– Conclusions on the DAGTVA transfer pricing calculation –
We have just studied the calculation of transfer prices in the DAGTVA context.
Obviously what was presented to you in the egalisation_des_taxes.xls file is intentionally rudimentary and an MNE has a very complicated tax system.
It is the principle that matters!
You have noticed that in all cases presented and those that you can define as you wish, that the taxes applied to MNEs are proportional to the turnover achieved locally with the main consequence of equalizing them by their distributing, while showing the disparities which could appear in the tax revenues of the States. The latters having, in view of the results, an interest to integrate egalitarian fiscal parameters between them, which makes it possible to struggle, ‘without fight‘, against States qualified as non-cooperative in tax matters.
We have also seen that the tax information pertaining to the transaction was also shared between the tax authorities. This perfect knowledge will allow, if it is justified in a second stage, that certain States return a part of profits perceived and made in other jurisdictions, profits which could not be taken in the State of market for technical reasons. This is one of the goals to be achieved described in the Pillar 1 document.
You could also see that the indirect taxation applied to the transaction, concerning the transfer pricing environment was perfectly neutral, with no financial impact intra-group transactions, which does not penalize either MNEs or international trade with the first consequence, the notion of ‘VAT-group’ disappears with the taxation distributed in each jurdiction in accordance with the local tax laws and the turnover achieved locally.
It should be added that the DAGTVA technical device sets up an environment which obliges, practically without negotiations, a State to comply, without entering into its direct taxation, with what will be imposed on it by the others at the level of indirect taxation and we already know that United States among themselves will perhaps take the opportunity to standardize their divergent internal tax processes.
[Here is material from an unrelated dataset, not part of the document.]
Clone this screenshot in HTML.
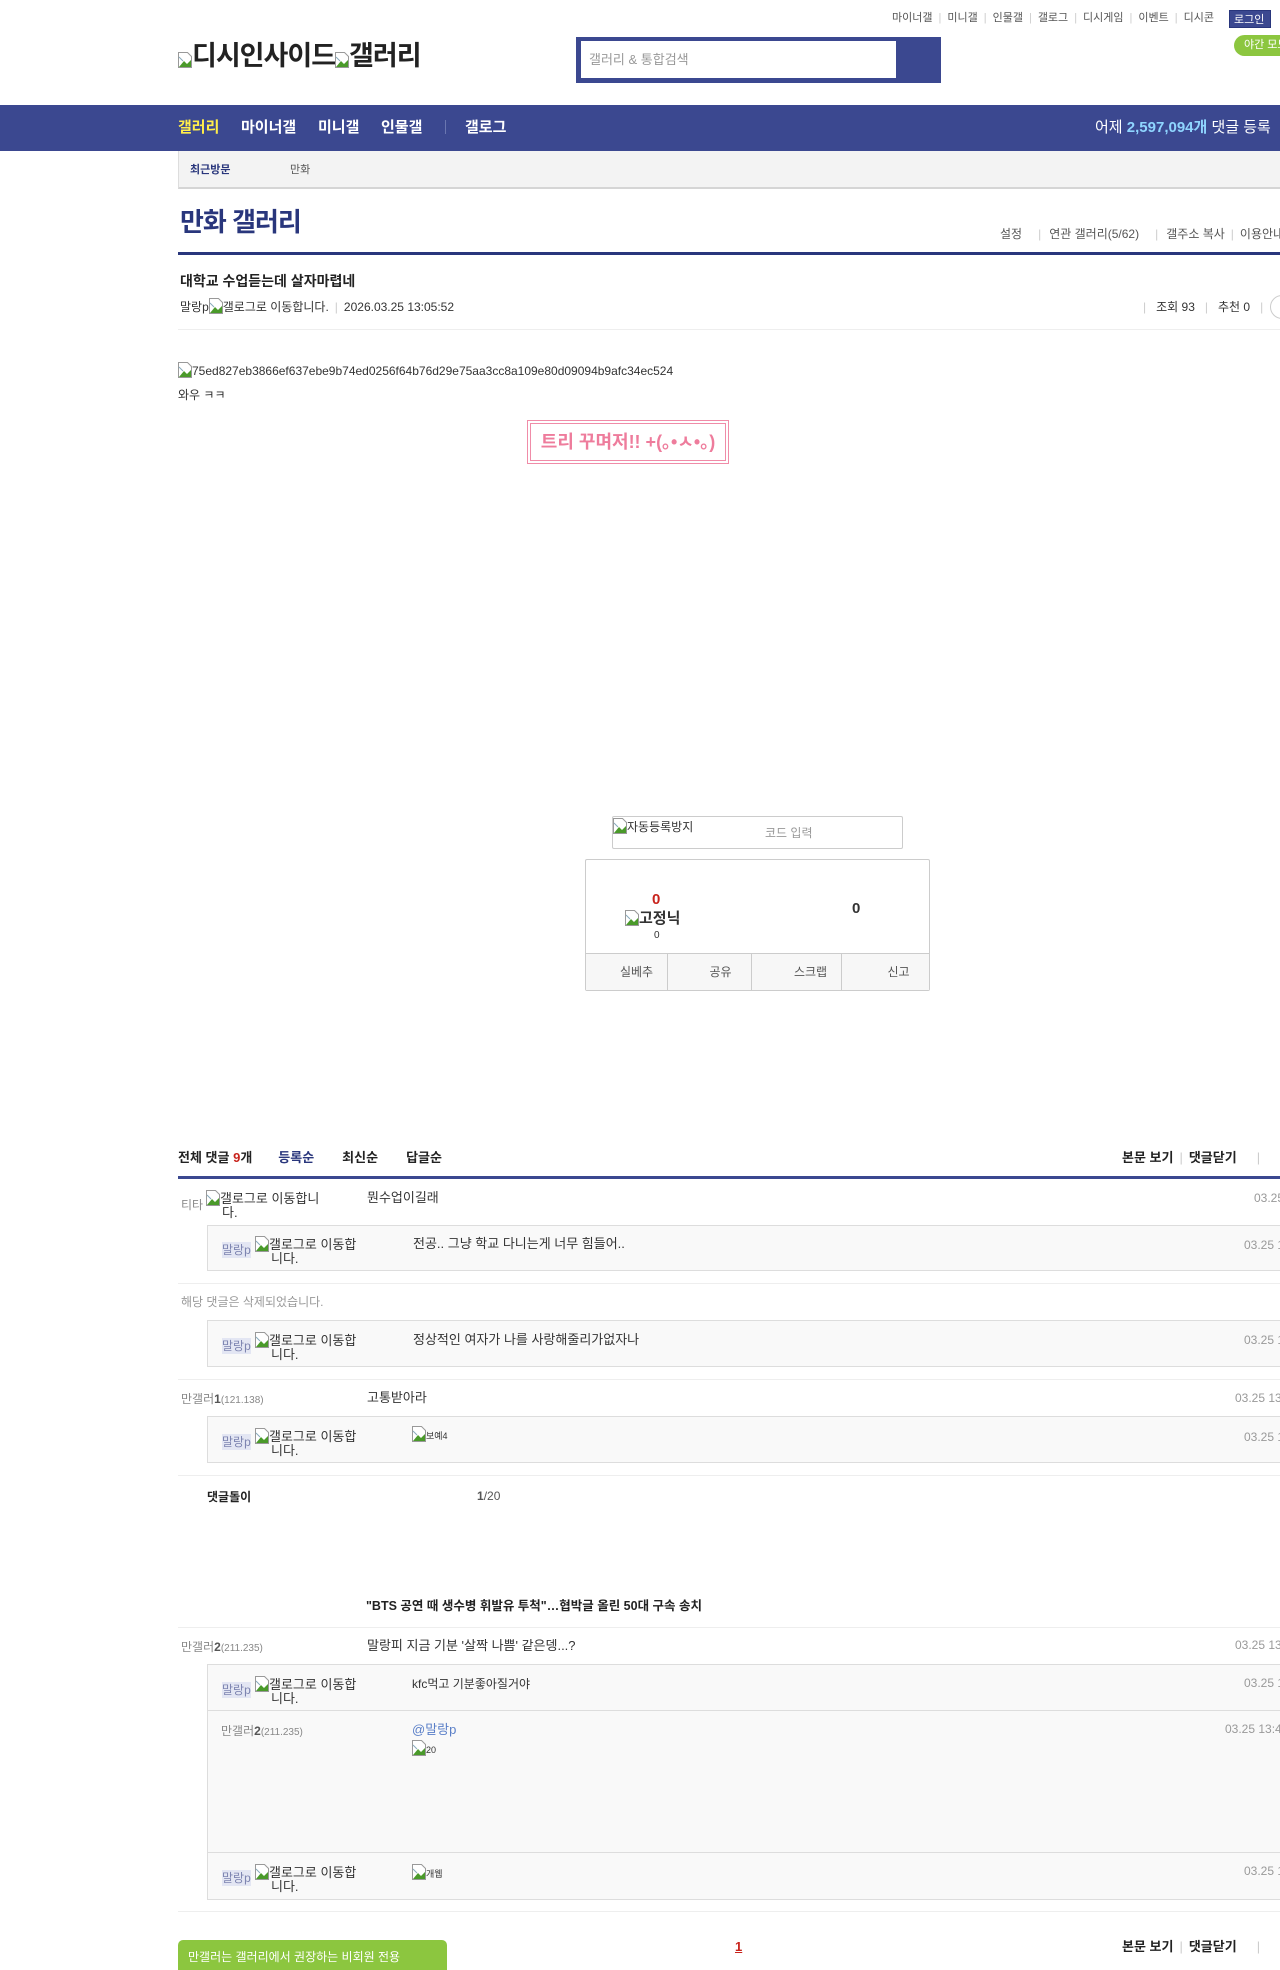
<!DOCTYPE html>
<html><head><meta charset="utf-8"><style>
*{margin:0;padding:0;box-sizing:border-box}
body{width:1280px;height:1960px;position:relative;overflow:hidden;background:#fff;font-family:"Liberation Sans","Noto Sans CJK KR",sans-serif;color:#333;font-size:13px}
.a{position:absolute;white-space:nowrap;line-height:16px}
.w{position:absolute;left:0;width:1280px;height:1960px}
.bi{display:inline-block;width:14px;height:16px;vertical-align:-3px;position:relative}
.bi svg{position:absolute;left:0;top:0}
.hl{position:absolute;left:178px;right:0;height:1px;background:#eee}
.rb{position:absolute;left:207px;right:-2px;background:#f9f9f9;border:1px solid #ddd}
.nick{background:#e3e6f3;color:#7d84b0;font-size:12px}
.dt{color:#999;font-size:12px}
.sep{color:#ccc;margin:0 6px}
</style></head><body>
<svg width="0" height="0" style="position:absolute"><defs><symbol id="b" viewBox="0 0 14 16"><path d="M0.5 0.5h9l4 4v11h-13z" fill="#fff" stroke="#999"/><path d="M1 15l5-6 3 3 4-4v7z" fill="#4a9a2a"/><path d="M1 5l4 4" stroke="#8ab" /></symbol></defs></svg>

<!-- top links -->
<div class="a" style="left:892px;top:10px;font-size:11px;color:#555">마이너갤<span class="sep">|</span>미니갤<span class="sep">|</span>인물갤<span class="sep">|</span>갤로그<span class="sep">|</span>디시게임<span class="sep">|</span>이벤트<span class="sep">|</span>디시콘</div>
<div class="a" style="left:1229px;top:10px;width:42px;height:18px;background:#3b4890;color:#fff;font-size:11px;line-height:18px;padding-left:4px;border:1px solid #29367c">로그인</div>
<div class="a" style="left:1234px;top:35px;width:60px;height:21px;background:#8cc63f;border-radius:11px;color:#fff;font-size:11px;line-height:21px;padding-left:10px">야간 모드</div>

<!-- logo -->
<div class="a" style="left:178px;top:40px;font-size:27px;line-height:32px;font-weight:bold;color:#222;letter-spacing:-1px"><span class="bi"><svg width="14" height="16"><use href="#b"/></svg></span>디시인사이드<span class="bi"><svg width="14" height="16"><use href="#b"/></svg></span>갤러리</div>

<!-- search -->
<div class="a" style="left:576px;top:37px;width:365px;height:46px;background:#3b4890"></div>
<div class="a" style="left:581px;top:41px;width:315px;height:37px;background:#fff;color:#999;font-size:13px;line-height:37px;padding-left:8px">갤러리 &amp; 통합검색</div>

<!-- nav -->
<div class="a" style="left:0;top:105px;width:1280px;height:46px;background:#3b4890"></div>
<div class="a" style="left:178px;top:120px;font-size:15px;font-weight:bold;color:#ffed4a">갤러리</div>
<div class="a" style="left:241px;top:120px;font-size:15px;font-weight:bold;color:#fff">마이너갤</div>
<div class="a" style="left:318px;top:120px;font-size:15px;font-weight:bold;color:#fff">미니갤</div>
<div class="a" style="left:381px;top:120px;font-size:15px;font-weight:bold;color:#fff">인물갤</div>
<div class="a" style="left:445px;top:120px;width:1px;height:14px;background:#6a76b0"></div>
<div class="a" style="left:465px;top:120px;font-size:15px;font-weight:bold;color:#fff">갤로그</div>
<div class="a" style="left:1095px;top:120px;font-size:15px;color:#fff">어제 <b style="color:#8fd5ff">2,597,094개</b> 댓글 등록</div>

<!-- recent bar -->
<div class="a" style="left:178px;top:151px;width:1110px;height:38px;background:#f3f3f3;border-left:1px solid #ddd;border-bottom:2px solid #d5d5d5"></div>
<div class="a" style="left:190px;top:162px;font-size:11px;font-weight:bold;color:#29367c">최근방문</div>
<div class="a" style="left:290px;top:162px;font-size:11px;color:#555">만화</div>

<!-- gallery title -->
<div class="a" style="left:180px;top:206px;font-size:26px;line-height:32px;font-weight:bold;color:#29367c;letter-spacing:-1px">만화 갤러리</div>
<div class="a" style="left:1000px;top:226px;font-size:12px;color:#555">설정<span class="sep" style="margin:0 8px 0 16px">|</span>연관 갤러리(5/62)<span class="sep" style="margin:0 8px 0 16px">|</span>갤주소 복사<span class="sep" style="margin:0 6px">|</span>이용안내</div>
<div class="a" style="left:178px;top:252px;width:1110px;height:3px;background:#29367c"></div>

<!-- post header -->
<div class="a" style="left:180px;top:273px;font-size:14px;font-weight:bold;color:#222">대학교 수업듣는데 살자마렵네</div>
<div class="a" style="left:180px;top:298px;font-size:12px;color:#333">말랑p<span class="bi"><svg width="14" height="16"><use href="#b"/></svg></span>갤로그로 이동합니다.<span class="sep">|</span>2026.03.25 13:05:52</div>
<div class="a" style="left:1133px;top:299px;font-size:12px;color:#333"><span class="sep" style="margin:0 10px">|</span>조회 93<span class="sep" style="margin:0 10px">|</span>추천 0<span class="sep" style="margin:0 10px">|</span></div>
<div class="a" style="left:1270px;top:295px;width:24px;height:24px;border:1px solid #ccc;border-radius:12px"></div>
<div class="hl" style="top:329px"></div>

<!-- body -->
<div class="a" style="left:178px;top:362px;font-size:12px;color:#333"><span class="bi"><svg width="14" height="16"><use href="#b"/></svg></span>75ed827eb3866ef637ebe9b74ed0256f64b76d29e75aa3cc8a109e80d09094b9afc34ec524</div>
<div class="a" style="left:178px;top:387px;font-size:12px;color:#333">와우 ㅋㅋ</div>
<div class="a" style="left:527px;top:420px;width:202px;height:44px;border:1px solid #f08ca8;padding:2px"><div style="border:1px solid #f08ca8;height:38px;text-align:center;line-height:36px;color:#ee7c9c;font-weight:bold;font-size:18px;white-space:nowrap">트리 꾸며저!! +(｡•ㅅ•｡)</div></div>

<!-- captcha -->
<div class="a" style="left:612px;top:816px;width:291px;height:33px;border:1px solid #ccc;border-radius:2px"></div>
<div class="a" style="left:613px;top:818px;font-size:12px;color:#333"><span class="bi"><svg width="14" height="16"><use href="#b"/></svg></span>자동등록방지</div>
<div class="a" style="left:765px;top:825px;font-size:12px;color:#999">코드 입력</div>

<!-- vote box -->
<div class="a" style="left:585px;top:859px;width:345px;height:132px;border:1px solid #ccc;border-radius:2px"></div>
<div class="a" style="left:652px;top:892px;font-size:15px;font-weight:bold;color:#c8231c">0</div>
<div class="a" style="left:625px;top:910px;font-size:15px;font-weight:bold;color:#333"><span class="bi"><svg width="14" height="16"><use href="#b"/></svg></span>고정닉</div>
<div class="a" style="left:654px;top:928px;font-size:10px;color:#333">0</div>
<div class="a" style="left:852px;top:901px;font-size:15px;font-weight:bold;color:#333">0</div>
<div class="a" style="left:586px;top:953px;width:343px;height:37px;background:#f7f7f7;border-top:1px solid #ccc;display:flex;font-size:12px;color:#555">
<div style="flex:1;border-right:1px solid #ccc;text-align:center;line-height:36px;padding-left:20px">실베추</div>
<div style="flex:1;border-right:1px solid #ccc;text-align:center;line-height:36px;padding-left:22px">공유</div>
<div style="flex:1;border-right:1px solid #ccc;text-align:center;line-height:36px;padding-left:28px">스크랩</div>
<div style="flex:1;text-align:center;line-height:36px;padding-left:26px">신고</div></div>

<!-- comments header -->
<div class="a" style="left:178px;top:1150px;font-size:13px;font-weight:bold;color:#222">전체 댓글 <span style="color:#c8231c">9</span>개<span style="color:#29367c;margin-left:26px">등록순</span><span style="margin-left:28px">최신순</span><span style="margin-left:28px">답글순</span></div>
<div class="a" style="left:1122px;top:1150px;font-size:13px;font-weight:bold;color:#222">본문 보기<span class="sep" style="font-weight:normal">|</span>댓글닫기<span class="sep" style="margin-left:20px;font-weight:normal">|</span></div>
<div class="a" style="left:178px;top:1176px;width:1110px;height:3px;background:#3b4890"></div>

<!-- comment 1 -->
<div class="a" style="left:181px;top:1197px;font-size:12px;color:#888">티타</div>
<div class="a" style="left:206px;top:1190px;font-size:13px;line-height:13px;color:#333"><span class="bi"><svg width="14" height="16"><use href="#b"/></svg></span>갤로그로 이동합니<br><span style="margin-left:16px">다.</span></div>
<div class="a" style="left:367px;top:1190px;color:#333">뭔수업이길래</div>
<div class="a dt" style="left:1254px;top:1190px">03.25 13:09:01</div>
<div class="rb" style="top:1225px;height:46px"></div>
<div class="a nick" style="left:222px;top:1242px">말랑p</div>
<div class="a" style="left:255px;top:1236px;line-height:13px;color:#333"><span class="bi"><svg width="14" height="16"><use href="#b"/></svg></span>갤로그로 이동합<br><span style="margin-left:16px">니다.</span></div>
<div class="a" style="left:413px;top:1236px;color:#333">전공.. 그냥 학교 다니는게 너무 힘들어..</div>
<div class="a dt" style="left:1244px;top:1237px">03.25 13:10:11</div>
<div class="hl" style="top:1283px"></div>

<div class="a" style="left:181px;top:1294px;font-size:12px;color:#999">해당 댓글은 삭제되었습니다.</div>
<div class="rb" style="top:1320px;height:47px"></div>
<div class="a nick" style="left:222px;top:1338px">말랑p</div>
<div class="a" style="left:255px;top:1332px;line-height:13px;color:#333"><span class="bi"><svg width="14" height="16"><use href="#b"/></svg></span>갤로그로 이동합<br><span style="margin-left:16px">니다.</span></div>
<div class="a" style="left:413px;top:1332px;color:#333">정상적인 여자가 나를 사랑해줄리가없자나</div>
<div class="a dt" style="left:1244px;top:1332px">03.25 13:12:11</div>
<div class="hl" style="top:1379px"></div>

<div class="a" style="left:181px;top:1391px;font-size:12px;color:#888">만갤러<b style="color:#555">1</b><span style="font-size:10px">(121.138)</span></div>
<div class="a" style="left:367px;top:1390px;color:#333">고통받아라</div>
<div class="a dt" style="left:1235px;top:1390px">03.25 13:15:11</div>
<div class="rb" style="top:1416px;height:47px"></div>
<div class="a nick" style="left:222px;top:1434px">말랑p</div>
<div class="a" style="left:255px;top:1428px;line-height:13px;color:#333"><span class="bi"><svg width="14" height="16"><use href="#b"/></svg></span>갤로그로 이동합<br><span style="margin-left:16px">니다.</span></div>
<div class="a" style="left:412px;top:1426px;font-size:9px;line-height:9px;color:#333"><span class="bi"><svg width="14" height="16"><use href="#b"/></svg></span>보예4</div>
<div class="a dt" style="left:1244px;top:1429px">03.25 13:16:11</div>
<div class="hl" style="top:1475px"></div>

<div class="a" style="left:207px;top:1489px;font-size:12px;font-weight:bold;color:#222">댓글돌이</div>
<div class="a" style="left:477px;top:1488px;font-size:12px;color:#555"><b>1</b>/20</div>

<div class="a" style="left:366px;top:1598px;font-size:12.5px;font-weight:bold;color:#222">"BTS 공연 때 생수병 휘발유 투척"…협박글 올린 50대 구속 송치</div>
<div class="hl" style="top:1627px"></div>

<div class="a" style="left:181px;top:1639px;font-size:12px;color:#888">만갤러<b style="color:#555">2</b><span style="font-size:10px">(211.235)</span></div>
<div class="a" style="left:367px;top:1638px;color:#333">말랑피 지금 기분 '살짝 나쁨' 같은뎅...?</div>
<div class="a dt" style="left:1235px;top:1637px">03.25 13:20:11</div>
<div class="rb" style="top:1664px;height:236px"></div>
<div class="a" style="left:208px;top:1710px;right:0;height:1px;background:#ddd"></div>
<div class="a" style="left:208px;top:1852px;right:0;height:1px;background:#ddd"></div>
<div class="a nick" style="left:222px;top:1682px">말랑p</div>
<div class="a" style="left:255px;top:1676px;line-height:13px;color:#333"><span class="bi"><svg width="14" height="16"><use href="#b"/></svg></span>갤로그로 이동합<br><span style="margin-left:16px">니다.</span></div>
<div class="a" style="left:412px;top:1676px;font-size:12px;color:#333">kfc먹고 기분좋아질거야</div>
<div class="a dt" style="left:1244px;top:1675px">03.25 13:22:11</div>
<div class="a" style="left:221px;top:1723px;font-size:12px;color:#888">만갤러<b style="color:#555">2</b><span style="font-size:10px">(211.235)</span></div>
<div class="a" style="left:412px;top:1722px;color:#5a7fc8">@말랑p</div>
<div class="a" style="left:412px;top:1740px;font-size:9px;line-height:9px;color:#333"><span class="bi"><svg width="14" height="16"><use href="#b"/></svg></span>20</div>
<div class="a dt" style="left:1225px;top:1721px">03.25 13:40:11</div>
<div class="a nick" style="left:222px;top:1870px">말랑p</div>
<div class="a" style="left:255px;top:1864px;line-height:13px;color:#333"><span class="bi"><svg width="14" height="16"><use href="#b"/></svg></span>갤로그로 이동합<br><span style="margin-left:16px">니다.</span></div>
<div class="a" style="left:412px;top:1864px;font-size:9px;line-height:9px;color:#333"><span class="bi"><svg width="14" height="16"><use href="#b"/></svg></span>개웹</div>
<div class="a dt" style="left:1244px;top:1863px">03.25 13:45:11</div>
<div class="hl" style="top:1911px"></div>

<div class="a" style="left:178px;top:1940px;width:269px;height:30px;background:#8cc63f;border-radius:5px 5px 0 0;color:#fff;font-size:12px;line-height:16px;padding:9px 0 0 10px">만갤러는 갤러리에서 권장하는 비회원 전용</div>
<div class="a" style="left:735px;top:1939px;font-size:13px;font-weight:bold;color:#c8231c;text-decoration:underline">1</div>
<div class="a" style="left:1122px;top:1939px;font-size:13px;font-weight:bold;color:#222">본문 보기<span class="sep" style="font-weight:normal">|</span>댓글닫기<span class="sep" style="margin-left:20px;font-weight:normal">|</span></div>
</body></html>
They will impose on the rest of the World and they have already legislated on the subject, which will become, as I called it « World Single Taxation » in the DAGTVA environment.
I can therefore respond positively by providing a solution to the following problems:
- MNEs’ turnover is known to the market state under all possible conditions,
- The DAGTVA technical device is not directly involved in a jurisdiction but requires States to have consensual tax policies,
- B²C transactions are automatically taxed at two levels,
- that of indirect taxation which is recovered by the market state when the MNE is not present in this market (case of digital commerce),
- on the taxation of profits in this situation by balancing the transactional by the granting of international subsidies or by other methods which could be more coercive.
Obviously, the international taxation as described in the DAGTVA proposal and applied to each transaction will not be subject to an individual bank transfer to the State of consumption. The tax authorities after having counted the transactions of their State and grouped those of others, they will set up clearing houses between them to transfer to the beneficiary State, only the positive balance observed. These relations will show the fiscal deficits between the States leading to other adjustment taxes when the time comes if necessary. We then see that it is strictly impossible, as explained in this study, that these sale taxes to be return in the market State are made by exporting companies.
In the DAGTVA truth table , you will find all the missing explanations on the ins and outs of the DAGTVA transfer pricing calculation which may provide a possible answer, among others, to the request made by the G20 to the OECD, find a tax system that can be applied everywhere, as described in the OECD Pillar 1 document. We can nevertheless note that the proposal deviates significantly from what has already been recorded by the OECD and unfortunately it will not be possible to find another tax system that can be pooled while providing the desired simplicity. In any case, the American law following the decision of the Supreme Court of United States in the ‘Wayfair Inc.’ case, will impose itself on the rest of the world, it is therefore on this basis that we must plan to set up a globalized tax system and it is there are no other possible solution.